Often it is because their parents are too busy. They would give them a set of the house keys and the children would return on their own after school.
But this creates problems, said Singapore Children's Society executive director Alfred Tan.
"There are many young children who come home to an empty house daily. Sadly, many parents are unaware that this can be dangerous."
He added that such cases usually involve low-income or single-parent families.
When left alone, children can get restless and eventually deviate from the routine set by their parents.
"They'd play with electrical sockets or fire. They might even climb the window to look out," said Mr Tan, who is in charge of more than 55 social workers, many of whom have encountered latchkey kids.
In their boredom, some might even leave the house without telling anyone.
Children under the age of nine are especially vulnerable because they are not mature enough to know the dangers.
Older children, too, can face problems if left to their own devices for long periods.
Persatuan Pemudi Islam Singapura Family Service Centre (East) centre manager Amran Jamil said latchkey kids are likely to be above seven years old.
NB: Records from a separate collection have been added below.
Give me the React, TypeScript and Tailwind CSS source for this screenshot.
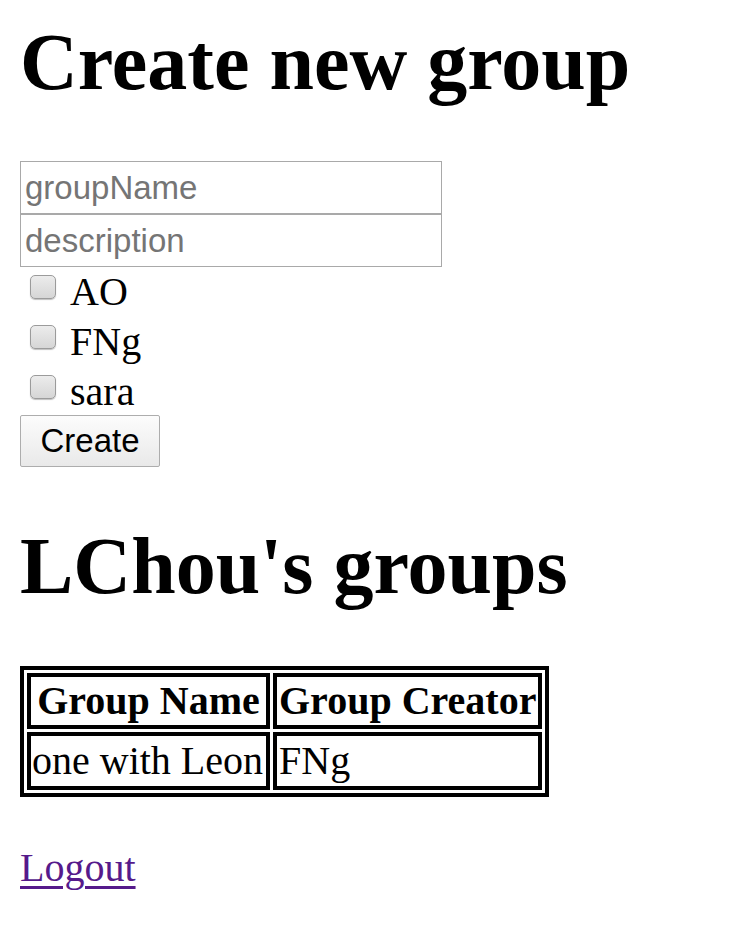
import React, { useState } from 'react';

const members = ['AO', 'FNg', 'sara'];

const groups = [{ name: 'one with Leon', creator: 'FNg' }];

export default function App() {
  const [groupName, setGroupName] = useState('');
  const [description, setDescription] = useState('');
  const [picked, setPicked] = useState<string[]>([]);

  const toggle = (m: string) => {
    setPicked(picked.includes(m) ? picked.filter((p) => p !== m) : [...picked, m]);
  };

  return (
    <div className="min-h-screen bg-white pl-[20px] font-['Liberation_Serif','Times_New_Roman',serif] text-black">
      <h1 className="mt-[16px] text-[80px] font-bold leading-[92px]">Create new group</h1>

      <form className="mt-[53px]" onSubmit={(e) => e.preventDefault()}>
        <input
          type="text"
          value={groupName}
          onChange={(e) => setGroupName(e.target.value)}
          placeholder="groupName"
          className="block h-[53px] w-[422px] border border-[#a9a9a9] px-[4px] font-['Liberation_Sans',Arial,sans-serif] text-[33px] outline-none placeholder:text-[#757575]"
        />
        <input
          type="text"
          value={description}
          onChange={(e) => setDescription(e.target.value)}
          placeholder="description"
          className="block h-[53px] w-[422px] border border-[#a9a9a9] px-[4px] font-['Liberation_Sans',Arial,sans-serif] text-[33px] outline-none placeholder:text-[#757575]"
        />

        {members.map((m) => (
          <label key={m} className="flex h-[50px] items-start">
            <input
              type="checkbox"
              checked={picked.includes(m)}
              onChange={() => toggle(m)}
              className="ml-[10px] mt-[8px] h-[24px] w-[26px] appearance-none rounded-[5px] border border-[#9b9b9b] bg-gradient-to-b from-[#ececec] to-[#d6d6d6] shadow-[0_1px_1px_rgba(0,0,0,0.25)] checked:from-[#9ec3f0] checked:to-[#5f95d6]"
            />
            <span className="ml-[14px] text-[40px] leading-[50px]">{m}</span>
          </label>
        ))}

        <button
          type="submit"
          className="-mt-[2px] block h-[52px] w-[140px] rounded-[2px] border border-[#adadad] bg-gradient-to-b from-[#fcfcfc] to-[#e9e9e9] font-['Liberation_Sans',Arial,sans-serif] text-[33px] text-black"
        >
          Create
        </button>
      </form>

      <h2 className="mt-[53px] text-[80px] font-bold leading-[92px]">LChou's groups</h2>

      <table className="mt-[54px] border-separate border-spacing-[3px] border-[4px] border-solid border-black whitespace-nowrap text-[40px] leading-[46px]">
        <thead>
          <tr>
            <th className="h-[56px] w-[243px] border-[4px] border-solid border-black px-[1px] text-center font-bold">
              Group Name
            </th>
            <th className="h-[56px] w-[268px] border-[4px] border-solid border-black px-[2px] text-center font-bold">
              Group Creator
            </th>
          </tr>
        </thead>
        <tbody>
          {groups.map((g) => (
            <tr key={g.name}>
              <td className="h-[58px] border-[4px] border-solid border-black px-[1px] text-left">{g.name}</td>
              <td className="h-[58px] border-[4px] border-solid border-black px-[2px] text-left">{g.creator}</td>
            </tr>
          ))}
        </tbody>
      </table>

      <p className="mt-[48px] text-[40px] leading-[46px]">
        <a href="#" className="text-[#551a8b] underline decoration-[3px] underline-offset-[5px]">
          Logout
        </a>
      </p>
    </div>
  );
}
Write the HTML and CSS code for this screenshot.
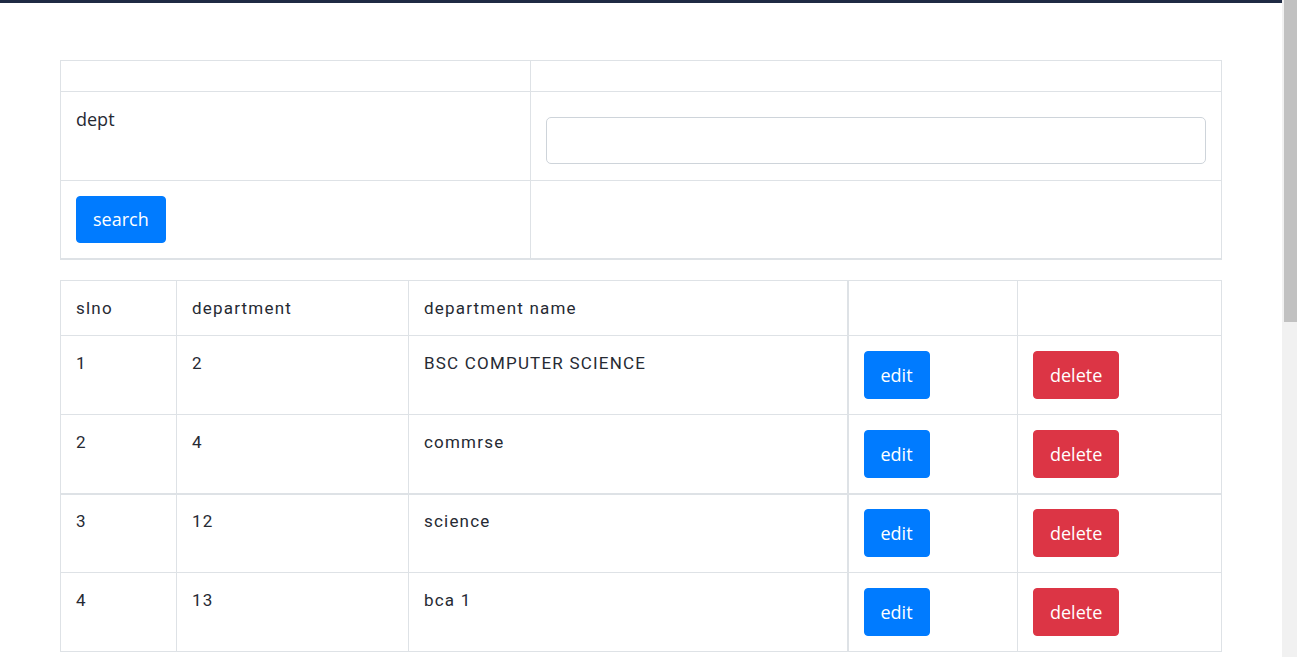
FILE: index.html
```html
<!DOCTYPE html>
<html>
<head>
<meta charset="utf-8">
<title>Department</title>
<link rel="stylesheet" href="styles.css">
</head>
<body>
<div class="topbar"></div>
<main class="page">
  <form class="search-form">
    <table class="grid form-grid">
      <colgroup><col class="fcol-label"><col></colgroup>
      <tbody>
        <tr class="empty-row"><td></td><td></td></tr>
        <tr class="field-row">
          <td><span class="label">dept</span></td>
          <td><input type="text" class="field"></td>
        </tr>
        <tr class="last-row">
          <td><button type="button" class="btn btn-blue">search</button></td>
          <td></td>
        </tr>
      </tbody>
    </table>
  </form>

  <table class="grid list-grid">
    <colgroup>
      <col class="c1"><col class="c2"><col class="c3"><col class="c4"><col class="c5">
    </colgroup>
    <tbody>
      <tr>
        <td>slno</td><td>department</td><td>department name</td><td class="split"></td><td></td>
      </tr>
      <tr>
        <td>1</td><td>2</td><td>BSC COMPUTER SCIENCE</td>
        <td class="split"><button type="button" class="btn btn-blue">edit</button></td>
        <td><button type="button" class="btn btn-red">delete</button></td>
      </tr>
      <tr>
        <td>2</td><td>4</td><td>commrse</td>
        <td class="split"><button type="button" class="btn btn-blue">edit</button></td>
        <td><button type="button" class="btn btn-red">delete</button></td>
      </tr>
    </tbody>
    <tbody class="second">
      <tr>
        <td>3</td><td>12</td><td>science</td>
        <td class="split"><button type="button" class="btn btn-blue">edit</button></td>
        <td><button type="button" class="btn btn-red">delete</button></td>
      </tr>
      <tr>
        <td>4</td><td>13</td><td>bca 1</td>
        <td class="split"><button type="button" class="btn btn-blue">edit</button></td>
        <td><button type="button" class="btn btn-red">delete</button></td>
      </tr>
    </tbody>
  </table>
</main>
<div class="scrollbar"><div class="scroll-thumb"></div></div>
</body>
</html>
```
FILE: styles.css
```css
html, body {
  margin: 0;
  padding: 0;
  background: #ffffff;
}

body {
  font-family: Roboto, "Liberation Sans", sans-serif;
  font-size: 17px;
  color: #262a33;
}

.topbar {
  height: 3px;
  background: #1f2a44;
}

.page {
  padding: 57px 75px 0 60px;
  min-height: 1300px;
}

.search-form {
  margin: 0;
}

.grid {
  width: 100%;
  border-collapse: collapse;
  table-layout: fixed;
}

.grid td {
  border: 1px solid #dee2e6;
  padding: 15px;
  vertical-align: top;
  line-height: 24px;
  letter-spacing: 1.2px;
}

.form-grid {
  margin-bottom: 20px;
}

.fcol-label {
  width: 470px;
}

.form-grid .empty-row td {
  padding: 15px;
  height: 0;
  line-height: 0;
}

.form-grid .field-row td {
  padding-bottom: 16px;
}

.form-grid .last-row td {
  border-bottom: 2px solid #dee2e6;
}

.label {
  font-family: "Open Sans", sans-serif;
  font-size: 18px;
  letter-spacing: 0;
  color: #262a33;
}

.field {
  display: block;
  box-sizing: border-box;
  width: 100%;
  height: 47px;
  margin-top: 10px;
  border: 1px solid #ced4da;
  border-radius: 5px;
  background: #fff;
  font-size: 16px;
  padding: 6px 12px;
}

.btn {
  display: inline-block;
  box-sizing: border-box;
  height: 47px;
  font-family: "Open Sans", sans-serif;
  font-size: 18px;
  line-height: 27px;
  padding: 9px 16px;
  border: 1px solid transparent;
  border-radius: 4px;
  color: #fff;
  letter-spacing: 0;
  cursor: pointer;
}

.list-grid .btn {
  height: 48px;
}

.btn-blue {
  background: #007bff;
  border-color: #007bff;
}

.btn-red {
  background: #dc3545;
  border-color: #dc3545;
}

.c1 { width: 116px; }
.c2 { width: 232px; }
.c3 { width: 439px; }
.c4 { width: 170px; }

.list-grid td.split {
  border-left: 2px solid #dee2e6;
}

.list-grid tbody.second tr:first-child td {
  box-shadow: inset 0 1px 0 #dee2e6;
}

.scrollbar {
  position: fixed;
  top: 0;
  right: 0;
  width: 15px;
  height: 100vh;
  background: #f1f1f1;
}

.scroll-thumb {
  margin-left: 2px;
  height: 322px;
  background: #c1c1c1;
}
```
Said Mr Amran: "Some parents perceive them as being able to care for themselves, at least for a period of time. As such, they may feel it is all right for their children to be left alone at home."
Older children may end up taking part in undesirable activities when their parents are not around, he added.
"For teenagers, there is the increased risk that they may engage in casual and pre-marital sex. Some may use the opportunity to spend their time playing video games or go on the Internet, surfing undesirable websites."
Child psychiatrist Brian Yeo said: "It's hard to tell at what age parents can safely leave their child at home. There's really no right answer."
He said while lower primary students under the age of nine are generally less mature, older children can also be inquisitive, leading them to trouble.
Said Dr Yeo, who is also a consultant psychiatrist at Mount Elizabeth Medical Centre: "It has nothing to do with the mental age of the child. It's not like young children are seeking to put themselves in danger.
"Kids are always curious, it's normal behaviour for them."
Dr Vivienne Ng, a psychologist in private practice, said the home environment matters for these kids, especially for those living in rental flats.
Said Dr Ng: "I have seen many cases of latchkey kids living in rental flats. These one- or two-room flats are not conducive for children as the environment can be unsafe.
"These children should not be left alone at all. There are childcare services and social workers who can help."